- [Task]
Search the material for the string "index" and copy each line where it occurs.

- [Information shown]
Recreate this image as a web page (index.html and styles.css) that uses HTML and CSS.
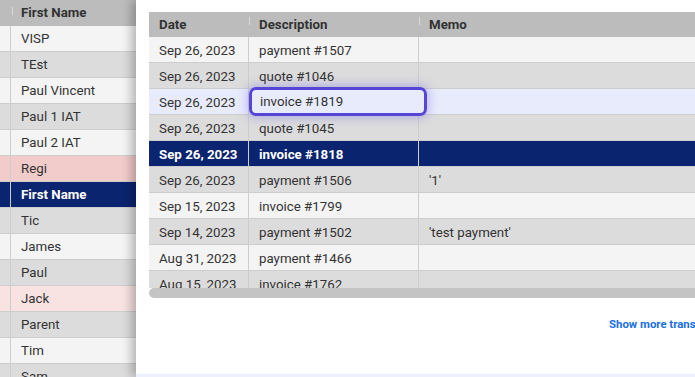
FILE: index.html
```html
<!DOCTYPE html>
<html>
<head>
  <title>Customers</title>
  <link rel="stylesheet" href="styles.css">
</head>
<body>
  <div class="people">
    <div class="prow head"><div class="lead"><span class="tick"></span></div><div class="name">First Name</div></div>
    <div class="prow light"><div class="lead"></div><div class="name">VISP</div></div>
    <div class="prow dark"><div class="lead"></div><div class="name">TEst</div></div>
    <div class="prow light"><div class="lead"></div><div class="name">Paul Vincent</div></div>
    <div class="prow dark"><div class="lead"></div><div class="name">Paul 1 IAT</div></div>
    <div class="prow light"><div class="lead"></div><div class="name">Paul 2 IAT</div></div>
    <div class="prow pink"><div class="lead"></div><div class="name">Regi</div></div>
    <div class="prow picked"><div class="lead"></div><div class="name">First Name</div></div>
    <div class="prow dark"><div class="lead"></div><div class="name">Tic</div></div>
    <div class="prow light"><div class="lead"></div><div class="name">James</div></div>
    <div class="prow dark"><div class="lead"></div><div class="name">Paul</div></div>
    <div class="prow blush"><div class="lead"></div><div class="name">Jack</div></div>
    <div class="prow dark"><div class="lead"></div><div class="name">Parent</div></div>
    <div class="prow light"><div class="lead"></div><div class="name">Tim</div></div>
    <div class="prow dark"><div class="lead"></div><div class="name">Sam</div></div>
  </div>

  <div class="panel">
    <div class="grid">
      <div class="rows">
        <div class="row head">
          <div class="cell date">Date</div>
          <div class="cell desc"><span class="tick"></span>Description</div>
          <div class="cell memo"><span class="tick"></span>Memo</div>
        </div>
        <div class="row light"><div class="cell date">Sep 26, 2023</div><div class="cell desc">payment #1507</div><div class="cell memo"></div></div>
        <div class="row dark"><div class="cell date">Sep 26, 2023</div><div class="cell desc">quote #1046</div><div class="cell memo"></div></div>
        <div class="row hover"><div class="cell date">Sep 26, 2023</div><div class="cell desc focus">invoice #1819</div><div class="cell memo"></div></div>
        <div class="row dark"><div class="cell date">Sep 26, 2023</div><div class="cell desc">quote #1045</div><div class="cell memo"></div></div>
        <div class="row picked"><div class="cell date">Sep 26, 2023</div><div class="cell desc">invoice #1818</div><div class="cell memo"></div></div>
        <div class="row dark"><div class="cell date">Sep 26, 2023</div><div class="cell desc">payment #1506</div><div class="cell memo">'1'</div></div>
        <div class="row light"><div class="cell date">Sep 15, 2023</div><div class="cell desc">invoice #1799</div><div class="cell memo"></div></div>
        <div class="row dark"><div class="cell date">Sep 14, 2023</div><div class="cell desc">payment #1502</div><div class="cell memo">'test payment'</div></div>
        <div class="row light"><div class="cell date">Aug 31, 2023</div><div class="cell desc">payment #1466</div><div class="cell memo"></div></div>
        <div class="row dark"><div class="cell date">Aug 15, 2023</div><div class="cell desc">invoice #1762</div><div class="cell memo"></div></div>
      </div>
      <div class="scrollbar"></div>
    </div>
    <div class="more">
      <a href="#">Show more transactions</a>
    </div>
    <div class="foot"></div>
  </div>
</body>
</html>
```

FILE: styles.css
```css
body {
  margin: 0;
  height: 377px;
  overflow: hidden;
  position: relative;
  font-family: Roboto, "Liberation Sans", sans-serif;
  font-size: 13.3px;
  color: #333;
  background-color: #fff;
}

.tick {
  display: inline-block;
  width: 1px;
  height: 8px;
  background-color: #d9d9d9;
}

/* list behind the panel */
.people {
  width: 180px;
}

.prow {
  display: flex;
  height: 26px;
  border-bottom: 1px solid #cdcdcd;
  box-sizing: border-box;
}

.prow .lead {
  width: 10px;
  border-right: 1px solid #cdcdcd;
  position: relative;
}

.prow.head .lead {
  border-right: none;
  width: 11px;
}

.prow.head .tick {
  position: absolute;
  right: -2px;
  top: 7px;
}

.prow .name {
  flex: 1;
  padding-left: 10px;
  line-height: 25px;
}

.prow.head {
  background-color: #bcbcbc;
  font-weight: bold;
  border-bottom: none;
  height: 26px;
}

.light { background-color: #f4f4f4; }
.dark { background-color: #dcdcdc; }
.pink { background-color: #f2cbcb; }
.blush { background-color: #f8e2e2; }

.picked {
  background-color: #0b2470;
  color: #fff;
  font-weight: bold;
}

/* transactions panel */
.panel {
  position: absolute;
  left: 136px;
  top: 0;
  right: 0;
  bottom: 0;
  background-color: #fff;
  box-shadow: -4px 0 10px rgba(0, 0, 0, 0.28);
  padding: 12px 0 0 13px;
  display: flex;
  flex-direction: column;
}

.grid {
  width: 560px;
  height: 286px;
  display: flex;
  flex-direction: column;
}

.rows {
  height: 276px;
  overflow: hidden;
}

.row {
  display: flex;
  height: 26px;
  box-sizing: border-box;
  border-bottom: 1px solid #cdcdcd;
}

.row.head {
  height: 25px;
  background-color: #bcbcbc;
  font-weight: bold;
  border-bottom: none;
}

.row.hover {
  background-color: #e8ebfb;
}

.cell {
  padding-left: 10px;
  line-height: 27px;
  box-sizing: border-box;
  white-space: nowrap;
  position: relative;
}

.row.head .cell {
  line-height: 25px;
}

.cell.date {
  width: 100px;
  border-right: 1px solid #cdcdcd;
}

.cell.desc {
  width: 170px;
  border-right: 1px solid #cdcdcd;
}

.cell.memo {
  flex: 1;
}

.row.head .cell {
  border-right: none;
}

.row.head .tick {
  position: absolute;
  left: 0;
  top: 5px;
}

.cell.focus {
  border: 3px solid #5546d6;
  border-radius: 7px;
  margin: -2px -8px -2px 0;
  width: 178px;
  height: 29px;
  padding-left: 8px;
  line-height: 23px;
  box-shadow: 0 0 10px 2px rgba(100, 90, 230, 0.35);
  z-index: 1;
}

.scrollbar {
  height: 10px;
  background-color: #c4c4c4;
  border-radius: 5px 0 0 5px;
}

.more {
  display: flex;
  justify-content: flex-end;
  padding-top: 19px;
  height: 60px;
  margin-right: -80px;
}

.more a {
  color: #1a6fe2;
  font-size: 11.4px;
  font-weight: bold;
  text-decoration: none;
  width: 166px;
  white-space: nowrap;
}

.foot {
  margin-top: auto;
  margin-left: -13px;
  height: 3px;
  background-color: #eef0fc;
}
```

- [Answer in full]
Recreate this image as a web page (index.html and styles.css) that uses HTML and CSS.
FILE: index.html
  z-index: 1;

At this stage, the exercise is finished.